Parents too, seem to want their kids back in school. “This is so hard”, “I have so much more respect for teachers now”, and “I don’t know how you do this” were some of the comments I heard as I spoke with parents. My favorite is a popular meme that says “And just like that, spanking and prayer are back in school”.
Perhaps absence makes the heart grow fonder. Probably I really do love my students. I know that as I correct assignments, I picture the face of the student whose assignment I am assessing, I think of his/her unique gifts, I smile as I remember interactions we’ve had, and I feel a titch of tenderness...every time with every student.

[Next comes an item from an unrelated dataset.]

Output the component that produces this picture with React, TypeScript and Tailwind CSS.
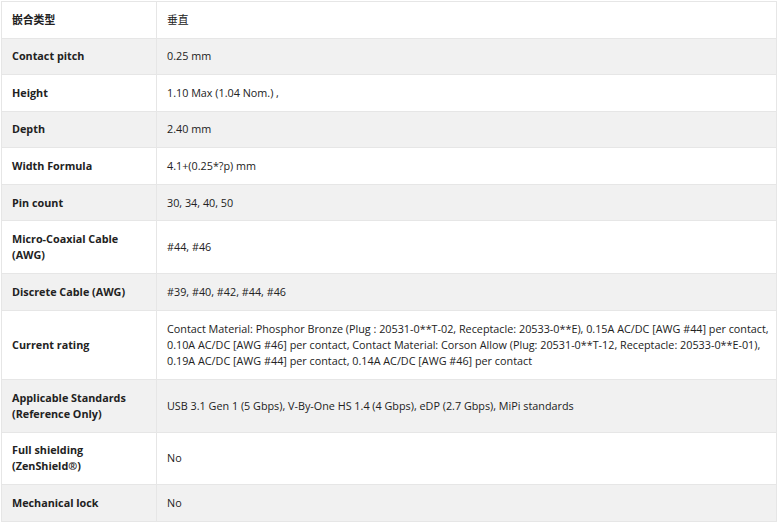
import React from 'react';

const rows: [string, React.ReactNode][] = [
  ['嵌合类型', '垂直'],
  ['Contact pitch', '0.25 mm'],
  ['Height', '1.10 Max (1.04 Nom.) ,'],
  ['Depth', '2.40 mm'],
  ['Width Formula', '4.1+(0.25*?p) mm'],
  ['Pin count', '30, 34, 40, 50'],
  ['Micro-Coaxial Cable (AWG)', '#44, #46'],
  ['Discrete Cable (AWG)', '#39, #40, #42, #44, #46'],
  [
    'Current rating',
    'Contact Material: Phosphor Bronze (Plug : 20531-0**T-02, Receptacle: 20533-0**E), 0.15A AC/DC [AWG #44] per contact, 0.10A AC/DC [AWG #46] per contact, Contact Material: Corson Allow (Plug: 20531-0**T-12, Receptacle: 20533-0**E-01), 0.19A AC/DC [AWG #44] per contact, 0.14A AC/DC [AWG #46] per contact',
  ],
  ['Applicable Standards (Reference Only)', 'USB 3.1 Gen 1 (5 Gbps), V-By-One HS 1.4 (4 Gbps), eDP (2.7 Gbps), MiPi standards'],
  ['Full shielding (ZenShield®)', 'No'],
  ['Mechanical lock', 'No'],
];

const App: React.FC = () => {
  return (
    <div className="w-[780px] h-[528px] bg-white pt-px pl-px font-['Open_Sans','Noto_Sans_CJK_SC',sans-serif] text-[10.8px] leading-[16.2px] text-[#222]">
      <table className="w-[776px] border-collapse table-fixed">
        <colgroup>
          <col className="w-[155px]" />
          <col />
        </colgroup>
        <tbody>
          {rows.map(([label, value], i) => (
            <tr key={i} className={i % 2 === 1 ? 'bg-[#f1f1f1]' : 'bg-white'}>
              <td className="border border-[#e6e6e6] pl-[10px] pr-[8px] py-[9.7px] font-bold align-middle">
                {label}
              </td>
              <td className="border border-[#e6e6e6] pl-[10px] pr-[4px] py-[9.7px] align-middle">{value}</td>
            </tr>
          ))}
        </tbody>
      </table>
    </div>
  );
};

export default App;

Make no mistake. It has been a rough year with this particular group of students. They tested me past my limit and made me seriously consider immediate retirement. However what does not kill you makes you stronger. And I am a much, MUCH better teacher, thanks to my experience with them. I developed skills that I would have never gained had it not been for them; skills that will make a better, more effective educator for the rest of my career. And, in the process, I grew to love them. Every single one of them.
I grew to love them in the classroom. I may even love them more online. I love that the very week I started a unit on waves we had an earthquake. (Seismic waves are real!) I love that the state has cancelled end-of-level tests this year. (Dealing with unending management issues put me weeks behind teaching the core curriculum.) And I love not having to contend with classroom management issues. There are things I don’t love, things like learning how to set up video chat sessions, participating in video chat sessions, and watching videos of chat sessions. Love it or not, this is our educational reality at the moment.
Life is the stories you can tell and we all are living stories in uncharted territory right now. May we continue to work jointly together. Our success hinges on it!